When Politics met the Jamaican Health Care System

This is my final article for the month of October, thank you for reading and I will see you in December!

Once again the Jamaican government proves to us that our country does not have industries but sectors. Having sectors are fine but certain areas that impact the public directly ought to feature constant updates, diversification and sustainable capital. The sector I speak of is Health. For years there have been multiple audits, published and unpublished, criticism and outcries from all areas of society regarding the debilitating and archaic infrastructure as well matters relating to training and sanitation in our Regional Hospitals and clinics. The recent scandals of dead babies from infections at major hospitals has only added fuel to the fire. Scarier still is that after doing a little research you realise that no amount of money or haphazard hiring is going to change much because the Jamaican health sector needs a complete refresh.

Money Management

With most equipment and materials that are being used in hospitals imported and the fact that the Jamaican dollar is in free fall, there will always be less money provided by the annual National Budget than what The Ministry of Health (MOH) needs to be great. However, my concern relates to the mismanagement of funds that I am reading about. In an article published by The Gleaner the columnist, a medical officer based at the South East Regional Health Authority, stated that, “It has long been suspected that funding for [hospital] projects may be available. However, slow turnaround in implementation has resulted in the stalling of projects and funding being redirected in some cases.” This slow turn around or stalling occurs because of inefficient promotions and lacklustre communication within the system as well the issue of who dictates expenditure.

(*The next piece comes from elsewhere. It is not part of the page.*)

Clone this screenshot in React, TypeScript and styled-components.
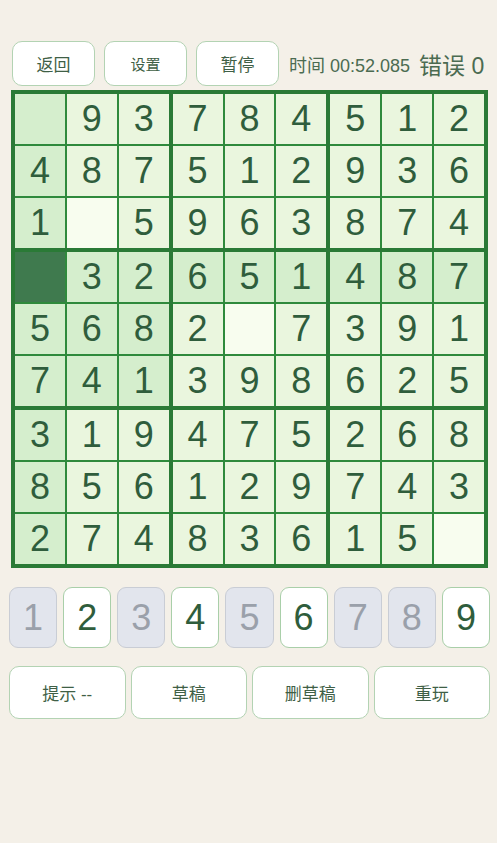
import React from "react";
import styled, { createGlobalStyle } from "styled-components";

const Global = createGlobalStyle`
  html, body { margin: 0; padding: 0; background: #f4f0e8; }
  body { font-family: "Liberation Sans", "Noto Sans CJK SC", sans-serif; }
`;

const Page = styled.div`
  width: 497px;
  min-height: 843px;
  background: #f4f0e8;
  padding-top: 41px;
  box-sizing: border-box;
`;

const TopBar = styled.div`
  display: flex;
  align-items: center;
  padding-left: 12px;
  gap: 9px;
  height: 45px;
`;

const TopButton = styled.button<{ $size?: number }>`
  width: 83px;
  height: 45px;
  border-radius: 10px;
  border: 1.5px solid #b3d3b3;
  background: #ffffff;
  color: #3f5f46;
  font-family: "Noto Sans CJK SC", sans-serif;
  font-size: ${(p) => p.$size ?? 17}px;
  padding: 0;
  box-sizing: border-box;
`;

const Timer = styled.span`
  margin-left: 1px;
  color: #4b6b51;
  font-size: 18px;
  font-family: "Liberation Sans", "Noto Sans CJK SC", sans-serif;
  white-space: nowrap;
`;

const Errors = styled.span`
  margin-left: 0px;
  color: #4b6b51;
  font-size: 23px;
  font-family: "Liberation Sans", "Noto Sans CJK SC", sans-serif;
  white-space: nowrap;
`;

const Board = styled.div`
  margin: 4px 0 0 11px;
  width: 477px;
  height: 478px;
  box-sizing: border-box;
  padding: 4px;
  background: #2a7a36;
  display: grid;
  grid-template-columns: repeat(3, 1fr);
  grid-template-rows: repeat(3, 1fr);
  gap: 4px;
`;

const Box = styled.div`
  display: grid;
  grid-template-columns: repeat(3, 1fr);
  grid-template-rows: repeat(3, 1fr);
  gap: 2px;
  background: #2f8a3c;
`;

type CellKind = "normal" | "hl" | "sel" | "empty";

const cellBg: Record<CellKind, string> = {
  normal: "#eaf6de",
  hl: "#d5eecd",
  sel: "#3f7a4e",
  empty: "#f8fdef",
};

const Cell = styled.div<{ $kind: CellKind }>`
  background: ${(p) => cellBg[p.$kind]};
  display: flex;
  align-items: center;
  justify-content: center;
  color: #2f5d3c;
  font-size: 36px;
  font-family: "Liberation Sans", sans-serif;
  line-height: 1;
`;

const Pad = styled.div`
  margin: 19px 0 0 9px;
  width: 481px;
  display: grid;
  grid-template-columns: repeat(9, 1fr);
  gap: 6px;
`;

const PadKey = styled.button<{ $off: boolean }>`
  height: 61px;
  border-radius: 9px;
  box-sizing: border-box;
  padding: 0;
  border: 1.5px solid ${(p) => (p.$off ? "#c9cdd5" : "#a9cfa9")};
  background: ${(p) => (p.$off ? "#e2e5ed" : "#ffffff")};
  color: ${(p) => (p.$off ? "#9aa0aa" : "#2f5d3c")};
  font-size: 36px;
  font-family: "Liberation Sans", sans-serif;
`;

const Actions = styled.div`
  margin: 18px 0 0 9px;
  width: 481px;
  display: grid;
  grid-template-columns: repeat(4, 1fr);
  gap: 5px;
`;

const ActionButton = styled.button`
  height: 53px;
  border-radius: 10px;
  box-sizing: border-box;
  padding: 0;
  border: 1.5px solid #b3d3b3;
  background: #ffffff;
  color: #3f5f46;
  font-size: 17px;
  font-family: "Liberation Sans", "Noto Sans CJK SC", sans-serif;
`;

const board = [
  "093784512",
  "487512936",
  "105963874",
  "032651487",
  "568207391",
  "741398625",
  "319475268",
  "856129743",
  "274836150",
];

const SEL_R = 3;
const SEL_C = 0;

function kindOf(r: number, c: number): CellKind {
  if (r === SEL_R && c === SEL_C) return "sel";
  const related =
    r === SEL_R ||
    c === SEL_C ||
    (Math.floor(r / 3) === Math.floor(SEL_R / 3) && Math.floor(c / 3) === Math.floor(SEL_C / 3));
  if (related) return "hl";
  if (board[r][c] === "0") return "empty";
  return "normal";
}

const disabled = new Set([1, 3, 5, 7, 8]);

export default function App() {
  return (
    <Page>
      <Global />
      <TopBar>
        <TopButton>返回</TopButton>
        <TopButton $size={15}>设置</TopButton>
        <TopButton>暂停</TopButton>
        <Timer>时间 00:52.085</Timer>
        <Errors>错误 0</Errors>
      </TopBar>
      <Board>
        {Array.from({ length: 9 }, (_, b) => {
          const br = Math.floor(b / 3) * 3;
          const bc = (b % 3) * 3;
          return (
            <Box key={b}>
              {Array.from({ length: 9 }, (_, i) => {
                const r = br + Math.floor(i / 3);
                const c = bc + (i % 3);
                const v = board[r][c];
                return (
                  <Cell key={i} $kind={kindOf(r, c)}>
                    {v === "0" ? "" : v}
                  </Cell>
                );
              })}
            </Box>
          );
        })}
      </Board>
      <Pad>
        {Array.from({ length: 9 }, (_, i) => (
          <PadKey key={i} $off={disabled.has(i + 1)}>
            {i + 1}
          </PadKey>
        ))}
      </Pad>
      <Actions>
        <ActionButton>提示 --</ActionButton>
        <ActionButton>草稿</ActionButton>
        <ActionButton>删草稿</ActionButton>
        <ActionButton>重玩</ActionButton>
      </Actions>
    </Page>
  );
}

Former president of the Jamaica Medical Doctors’ Association (JMDA), Dr. Alfred Dawes, loves to blame the plodding sector on a highly politicised bureaucracy. At the Private Sector Organization of Jamaica (PSOJ) President’s Forum in November 2015, Dawes said:

I acknowledge that we cannot separate politics from healthcare in Jamaica. We all know that there are appointments to public office and promotions based on political affiliations rather than merit. This has led to a governance issue in the MOH where decision makers and those who implement policies are not necessarily the best at what they do. Nor do they put the interest of the country above that of their party.

Additionally, in the latest published Clinical Audit Report of hospitals and major health centres done in 2015 The Jamaica Observer sighted that there was lack of evidence of consistent general staff meetings,- which is needed to promote teamwork- also that many employees were found to be unfamiliar with The Client Complaint mechanism which ensures that there is a fair process for handling complaints that may arise from the work and that orientation for new and transfer employers was not formalized. There is obviously a problem with communication here.

Greater Decentralisation

The way the system works now is that from the local clinical level upward, chief technical staff and chief medical officers report to a hospital’s CEO. Each hospital does not have a board to deal with issues internally so the CEO reports to the board on one of the four semi-autonomous Regional Health Authorities (RHA) on the island. Each RHA then reports directly to the Ministry of Health. With information passing through so many hands do you see how important problems at local hospitals could become shortchanged when they get to the head? In my mind I imagine it to be a bad game of Chinese Telephone.

To make matter worse the chief medical officer at each hospital, instead of reporting directly to the Minister of Health unloads issues of public health to the chief accounting officer or permanent secretary. These are the people who handle money, they do not handle people or as The Gleaner columnist puts it, “…technical or clinical decisions are ultimately decided on by administrators who may or may not have technical knowledge or competence in health.”

As stated before, this has been going on for years. So, I begin to wonder why there aren’t widespread strikes and callouts when I came accross the Official Secrets Act.  The Official Secrets Act of 1911 prohibits public servants from revealing certain information which would affect areas such as national security (in other words any information you learn is a secret) and even though  in 2011 then Prime Minister  Bruce Golding aimed to disband the act saying that, “This [act] has no place if next year we’re going to be celebrating 50 years of independence…” Surprise, surprise, it still stands today. And don’t say, oh but there is The Whistleblower Act (a bill is aimed at protecting workers who blow the cover on wrongdoing in organisations) because victimisation of informers in this country is rife, so let us not even discuss that.

Everyone knows that the happiest most productive countries often have a moderate to excellent health system- it is common sense- so I ask, why can’t we shed this barbaric alignment between state and health? Why is effective communication so hard to do and how many more years is this going to go on for?

Vision 2030 is fast approaching and I can’t say that I have seen any significant improvements in the health sector for the longest time, somebody tell me I’m wrong. In all honesty the whole thing just blows my mind.